What you should do:
Each line containing the word "that" must be reported.

Listed records:
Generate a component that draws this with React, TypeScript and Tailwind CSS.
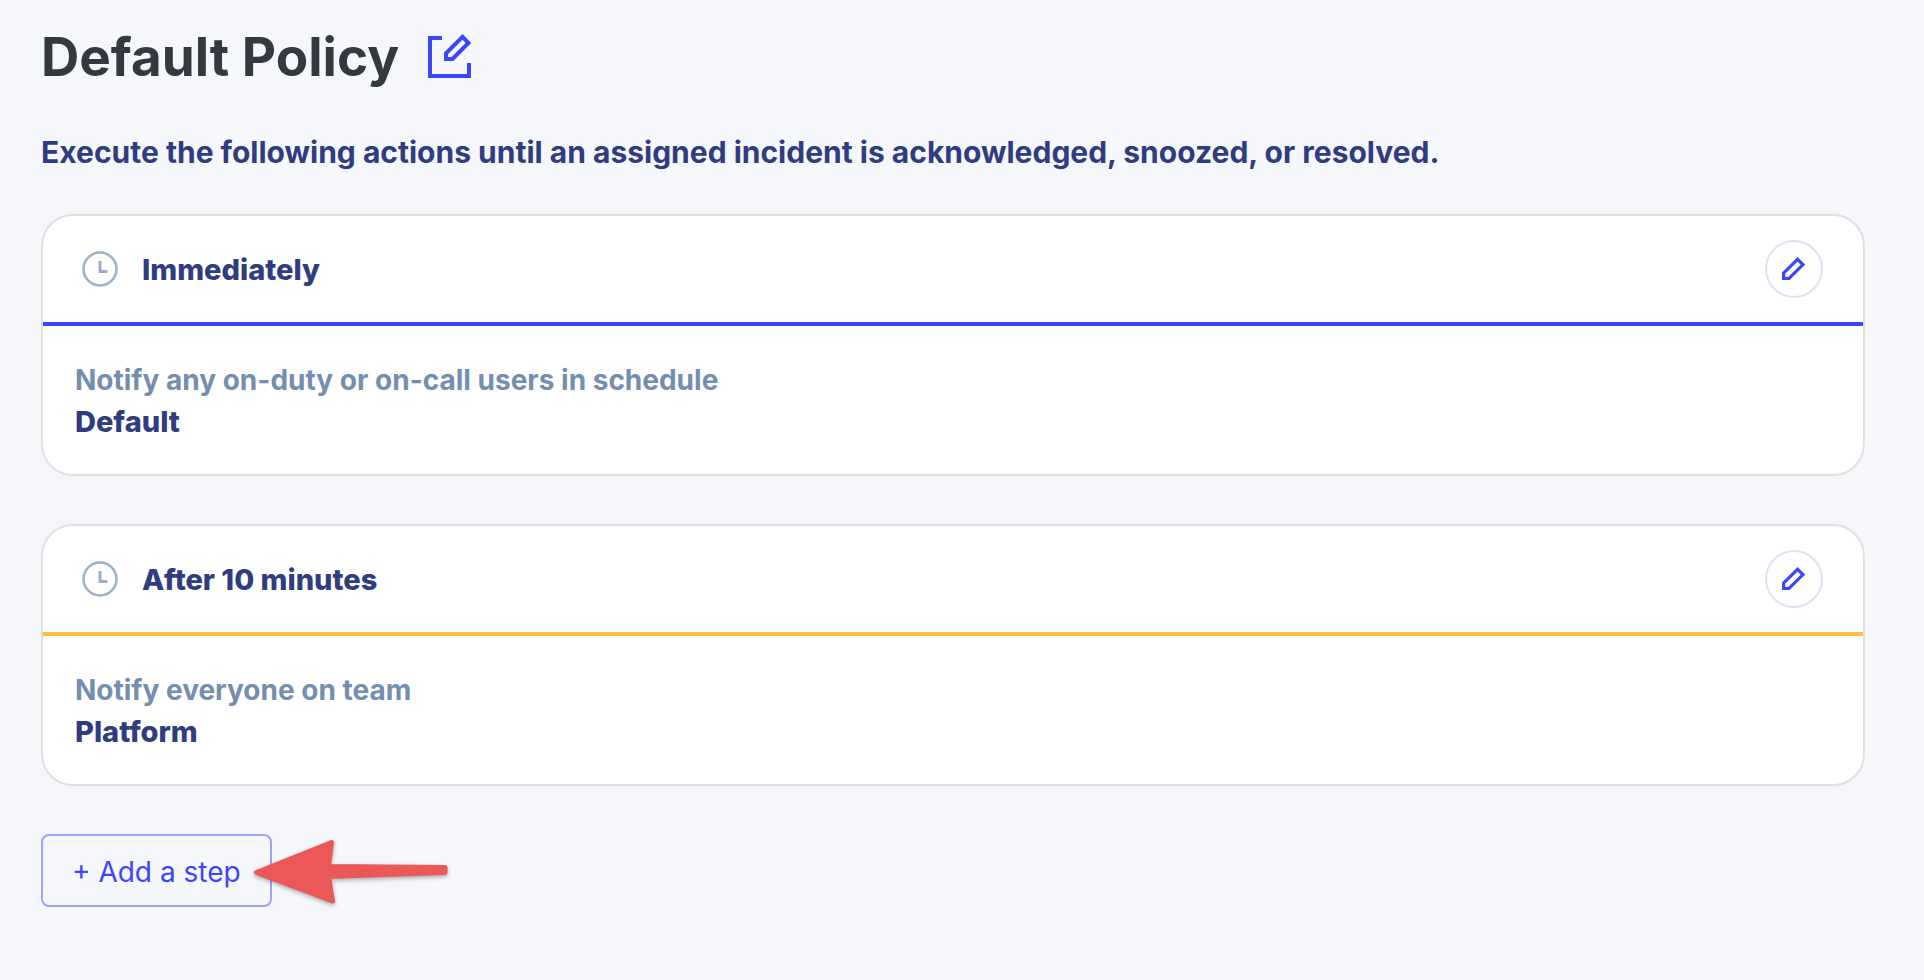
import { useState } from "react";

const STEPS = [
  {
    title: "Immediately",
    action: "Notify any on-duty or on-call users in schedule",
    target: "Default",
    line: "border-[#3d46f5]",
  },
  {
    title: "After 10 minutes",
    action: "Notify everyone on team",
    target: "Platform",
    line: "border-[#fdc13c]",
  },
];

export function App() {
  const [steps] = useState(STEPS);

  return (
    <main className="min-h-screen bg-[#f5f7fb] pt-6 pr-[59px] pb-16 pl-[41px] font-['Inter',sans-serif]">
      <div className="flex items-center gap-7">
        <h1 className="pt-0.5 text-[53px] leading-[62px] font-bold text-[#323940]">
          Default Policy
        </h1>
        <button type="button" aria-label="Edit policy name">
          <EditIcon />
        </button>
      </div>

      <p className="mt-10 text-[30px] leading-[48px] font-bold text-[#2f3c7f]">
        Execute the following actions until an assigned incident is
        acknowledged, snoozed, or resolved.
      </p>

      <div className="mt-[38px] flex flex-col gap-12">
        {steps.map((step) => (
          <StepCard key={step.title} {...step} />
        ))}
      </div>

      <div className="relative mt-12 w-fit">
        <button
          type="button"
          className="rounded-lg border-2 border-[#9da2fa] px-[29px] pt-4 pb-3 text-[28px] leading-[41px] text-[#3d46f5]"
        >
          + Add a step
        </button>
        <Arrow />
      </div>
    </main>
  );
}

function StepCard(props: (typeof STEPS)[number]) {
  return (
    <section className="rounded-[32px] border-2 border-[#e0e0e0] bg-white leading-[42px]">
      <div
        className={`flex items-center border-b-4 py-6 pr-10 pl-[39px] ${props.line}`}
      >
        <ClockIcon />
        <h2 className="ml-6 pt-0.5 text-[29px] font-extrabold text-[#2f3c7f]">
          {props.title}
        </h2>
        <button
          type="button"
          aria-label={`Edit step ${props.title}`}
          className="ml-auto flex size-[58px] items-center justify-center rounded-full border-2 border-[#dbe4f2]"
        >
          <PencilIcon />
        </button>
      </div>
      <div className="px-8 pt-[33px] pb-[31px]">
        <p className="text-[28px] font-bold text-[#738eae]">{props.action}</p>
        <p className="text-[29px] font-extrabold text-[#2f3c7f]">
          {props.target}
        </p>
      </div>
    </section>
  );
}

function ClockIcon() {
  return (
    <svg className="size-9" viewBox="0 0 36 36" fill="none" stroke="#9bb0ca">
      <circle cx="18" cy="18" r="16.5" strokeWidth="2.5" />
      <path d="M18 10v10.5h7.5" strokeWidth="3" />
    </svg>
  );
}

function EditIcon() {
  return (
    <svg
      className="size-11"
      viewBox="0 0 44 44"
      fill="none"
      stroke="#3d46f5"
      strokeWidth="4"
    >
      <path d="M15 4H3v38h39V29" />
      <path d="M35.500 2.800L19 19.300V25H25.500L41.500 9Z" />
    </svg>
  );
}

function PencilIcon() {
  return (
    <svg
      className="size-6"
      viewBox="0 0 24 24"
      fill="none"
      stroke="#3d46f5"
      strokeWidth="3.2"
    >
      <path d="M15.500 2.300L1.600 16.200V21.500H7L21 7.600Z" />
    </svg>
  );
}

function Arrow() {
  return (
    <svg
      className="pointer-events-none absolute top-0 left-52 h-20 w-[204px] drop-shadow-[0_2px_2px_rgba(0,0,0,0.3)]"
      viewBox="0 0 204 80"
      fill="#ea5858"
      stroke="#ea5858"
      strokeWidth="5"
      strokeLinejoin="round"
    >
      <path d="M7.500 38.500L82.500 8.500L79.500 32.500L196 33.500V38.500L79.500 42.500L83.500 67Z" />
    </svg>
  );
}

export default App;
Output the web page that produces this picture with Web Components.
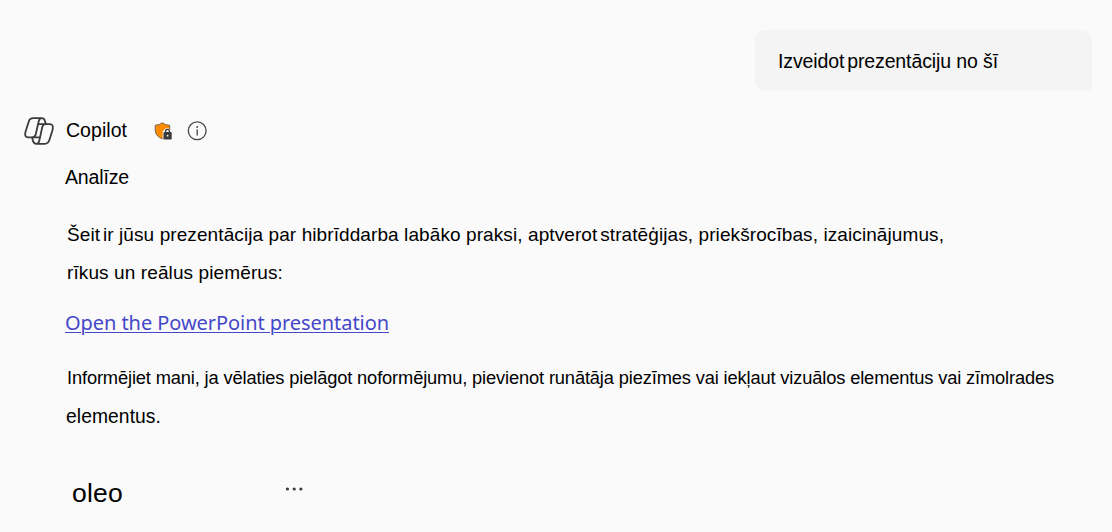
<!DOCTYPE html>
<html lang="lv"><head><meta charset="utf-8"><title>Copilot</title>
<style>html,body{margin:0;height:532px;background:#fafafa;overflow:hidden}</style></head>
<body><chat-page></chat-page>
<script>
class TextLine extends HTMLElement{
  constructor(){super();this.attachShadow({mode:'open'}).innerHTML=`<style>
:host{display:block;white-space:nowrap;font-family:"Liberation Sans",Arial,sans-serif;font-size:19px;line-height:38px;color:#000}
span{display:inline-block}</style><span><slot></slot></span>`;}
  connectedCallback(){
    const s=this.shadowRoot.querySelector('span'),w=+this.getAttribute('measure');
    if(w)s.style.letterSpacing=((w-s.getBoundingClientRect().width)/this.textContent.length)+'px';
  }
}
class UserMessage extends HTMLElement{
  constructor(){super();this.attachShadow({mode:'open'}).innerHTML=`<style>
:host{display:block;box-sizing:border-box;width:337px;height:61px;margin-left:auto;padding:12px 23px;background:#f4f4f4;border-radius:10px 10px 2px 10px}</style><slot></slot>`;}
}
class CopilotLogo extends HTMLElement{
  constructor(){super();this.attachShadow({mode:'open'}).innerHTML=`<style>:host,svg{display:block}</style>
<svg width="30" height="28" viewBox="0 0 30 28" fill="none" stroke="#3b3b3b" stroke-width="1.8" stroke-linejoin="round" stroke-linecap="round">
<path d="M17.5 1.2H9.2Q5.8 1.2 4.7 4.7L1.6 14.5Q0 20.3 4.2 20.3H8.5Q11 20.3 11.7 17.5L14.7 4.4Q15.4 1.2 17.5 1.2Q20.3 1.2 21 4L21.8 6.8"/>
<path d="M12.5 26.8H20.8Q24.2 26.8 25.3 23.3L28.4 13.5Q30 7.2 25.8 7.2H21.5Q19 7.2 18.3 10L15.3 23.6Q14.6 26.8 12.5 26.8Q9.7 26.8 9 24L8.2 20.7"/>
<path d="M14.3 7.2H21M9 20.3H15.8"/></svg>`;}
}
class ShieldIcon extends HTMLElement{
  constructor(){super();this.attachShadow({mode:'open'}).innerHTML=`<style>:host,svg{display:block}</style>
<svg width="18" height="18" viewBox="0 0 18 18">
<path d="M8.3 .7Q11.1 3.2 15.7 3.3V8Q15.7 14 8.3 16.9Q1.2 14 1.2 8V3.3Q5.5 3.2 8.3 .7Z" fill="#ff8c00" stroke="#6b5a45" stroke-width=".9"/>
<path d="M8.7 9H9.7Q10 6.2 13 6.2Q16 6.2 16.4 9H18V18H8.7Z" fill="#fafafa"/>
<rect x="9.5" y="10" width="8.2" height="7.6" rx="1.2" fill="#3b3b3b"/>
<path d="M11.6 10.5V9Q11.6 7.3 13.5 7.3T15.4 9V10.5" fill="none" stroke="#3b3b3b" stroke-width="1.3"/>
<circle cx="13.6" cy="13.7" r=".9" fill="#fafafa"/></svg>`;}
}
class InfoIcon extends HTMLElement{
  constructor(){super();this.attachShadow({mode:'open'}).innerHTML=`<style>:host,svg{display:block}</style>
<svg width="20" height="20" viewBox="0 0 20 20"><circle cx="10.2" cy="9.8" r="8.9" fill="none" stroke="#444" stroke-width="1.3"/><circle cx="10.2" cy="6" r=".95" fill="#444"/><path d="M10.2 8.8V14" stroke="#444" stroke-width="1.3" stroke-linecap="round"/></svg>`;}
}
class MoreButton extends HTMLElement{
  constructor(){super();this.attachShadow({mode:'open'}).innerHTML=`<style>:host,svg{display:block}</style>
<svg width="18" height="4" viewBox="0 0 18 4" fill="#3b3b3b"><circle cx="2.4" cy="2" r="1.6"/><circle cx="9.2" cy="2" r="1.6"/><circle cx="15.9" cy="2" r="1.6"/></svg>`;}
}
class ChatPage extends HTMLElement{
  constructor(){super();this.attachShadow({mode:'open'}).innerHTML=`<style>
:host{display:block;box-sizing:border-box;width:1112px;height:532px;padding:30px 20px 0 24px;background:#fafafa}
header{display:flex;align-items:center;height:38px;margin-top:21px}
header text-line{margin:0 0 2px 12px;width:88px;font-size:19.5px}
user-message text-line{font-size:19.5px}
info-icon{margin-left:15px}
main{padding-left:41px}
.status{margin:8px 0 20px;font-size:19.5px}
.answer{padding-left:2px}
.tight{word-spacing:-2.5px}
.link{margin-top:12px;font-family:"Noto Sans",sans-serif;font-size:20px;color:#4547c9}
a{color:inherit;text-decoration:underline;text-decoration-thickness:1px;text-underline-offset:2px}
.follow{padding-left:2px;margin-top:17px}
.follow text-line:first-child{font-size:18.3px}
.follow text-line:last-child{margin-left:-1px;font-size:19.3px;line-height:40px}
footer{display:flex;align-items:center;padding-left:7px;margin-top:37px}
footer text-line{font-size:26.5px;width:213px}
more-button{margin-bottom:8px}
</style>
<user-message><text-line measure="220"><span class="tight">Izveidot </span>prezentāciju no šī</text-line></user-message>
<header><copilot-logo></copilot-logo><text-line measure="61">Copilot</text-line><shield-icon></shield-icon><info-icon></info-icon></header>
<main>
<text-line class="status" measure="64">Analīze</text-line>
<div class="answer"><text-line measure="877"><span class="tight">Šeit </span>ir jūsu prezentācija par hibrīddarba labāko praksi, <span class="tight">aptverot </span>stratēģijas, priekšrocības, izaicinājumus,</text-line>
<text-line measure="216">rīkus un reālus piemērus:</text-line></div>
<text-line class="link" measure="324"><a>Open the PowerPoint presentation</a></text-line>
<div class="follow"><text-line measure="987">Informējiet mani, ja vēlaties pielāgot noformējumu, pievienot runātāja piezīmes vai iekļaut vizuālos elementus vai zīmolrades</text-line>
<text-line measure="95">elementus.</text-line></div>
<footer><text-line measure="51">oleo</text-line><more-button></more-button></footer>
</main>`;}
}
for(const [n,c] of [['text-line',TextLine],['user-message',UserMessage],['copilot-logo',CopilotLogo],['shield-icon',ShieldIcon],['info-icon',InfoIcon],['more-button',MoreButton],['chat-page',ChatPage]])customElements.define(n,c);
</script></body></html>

Exercise output:
Generate a component that draws this with React, TypeScript and Tailwind CSS.
Output the web page that produces this picture with Web Components.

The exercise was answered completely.